Ketentuan tentang nusyuz dalam Al-Qur’an sebagaimana dalam penjelasan Qs. An-Nisa ayat 34. Dari ayat tersebut secara tersirat hukuman bagi pelaku nusyuz ada 3 tahap, yaitu menasihati, berpisah tempat tidur, dan terakhir memukul dengan tidak menyakiti.
Konsep nusyuz diadopsi dalam hukum positif Indonesia yang dapat ditemukan pada Kompilasi Hukum islam pasal 84. Dalam Kompilasi Hukum Islam, jika istri nusyuz, kewajiban suami menjadi tidak berlaku, kecuali kepada anaknya. Nah, penentuan nusyuz istri tergantung pada bukti yang ada dan sah menurut putusan hakim.
Dalam kasus Perceraian Baim dan Paula, setelah proses persidangan yang panjang, kedua belah pihak tentu memaparkan bukti untuk kepentingan masing-masing. Boleh jadi bukti yang diajukan oleh pihak penggugat (Baim) lebih kuat sehingga pihak tergugat (Paula) hanya menerima nafkah mut’ah.
Dari kabar yang beredar, terbukti ada pihak ketiga dalam rumah tangga Baim dan Paula. Adanya pihak ketiga menjadi salah satu pertimbangan penting untuk memutuskan bahwa pihak istri telah melakukan nusyuz. Inilah yang menyebabkan Paula hanya mendapatkan nafkah mut’ah sejumlah Rp 1 Miliar sedangkan tuntutan nafkah Iddah dan nafkah madliyah yang ia ajukan pihak pengadilan tidak mengabulkan.
Kompromi Hukum Islam dan Hukum Positif
Mungkin masih ada yang bingung, cerai bukannya langsung bisa dengan menjatuhkan talak?

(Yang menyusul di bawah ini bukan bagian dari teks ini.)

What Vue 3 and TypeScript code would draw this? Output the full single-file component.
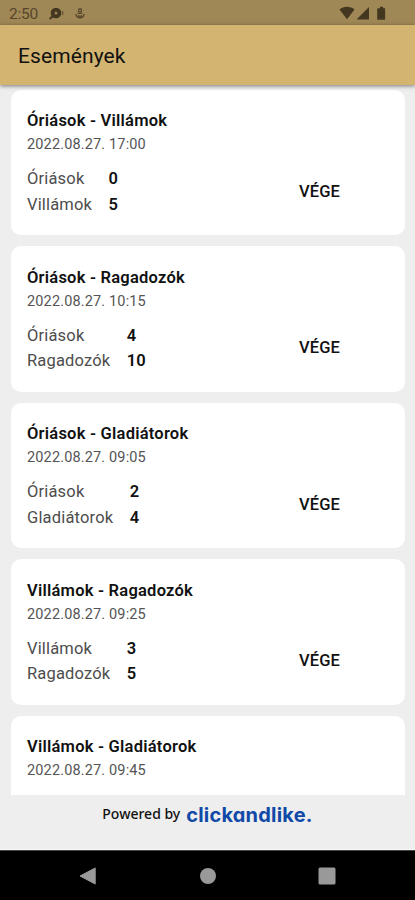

betul, perceraian sebenarnya sudah sah dengan menjatuhkan talak, namun itu baru perceraian secara agama. Indonesia sebagai negara hukum, telah mengadopsi hukum Islam sebagai pedoman pernikahan umat muslim di Indonesia. Hukum perundang-undangan itulah yang wajib diikuti oleh seluruh masyarakat. Jadi, perceraian baru sah dan terdata jika telah melalui proses pengadilan.
Kehidupan rumah tangga sudah pasti sangat kompleks. Banyak hal terjadi yang tidak bisa membukanya di depan umum apalagi membuktikannya. Pada beberapa kasus, jika rumah tangga sudah tidak nyaman dan banyak madharat di dalamnya, pengajuan gugatan perceraian bahkan hanya dengan harapan bisa berpisah.
Bagaimanapun, pengadilan Agama merupakan pihak yang memiliki wewenang menentukan keputusan perceraian. Apa yang telah diputuskan, hendaknya dapat dipatuhi oleh kedua belah pihak. Sengketa perceraian artis atau tokoh publik yang terpublish di media sosial hendaknya bukan hanya jadi bahan gosip dan saling adu argumen, melainkan sebagai bahan pembelajaran dalam mengarungi kehidupan pernikahan.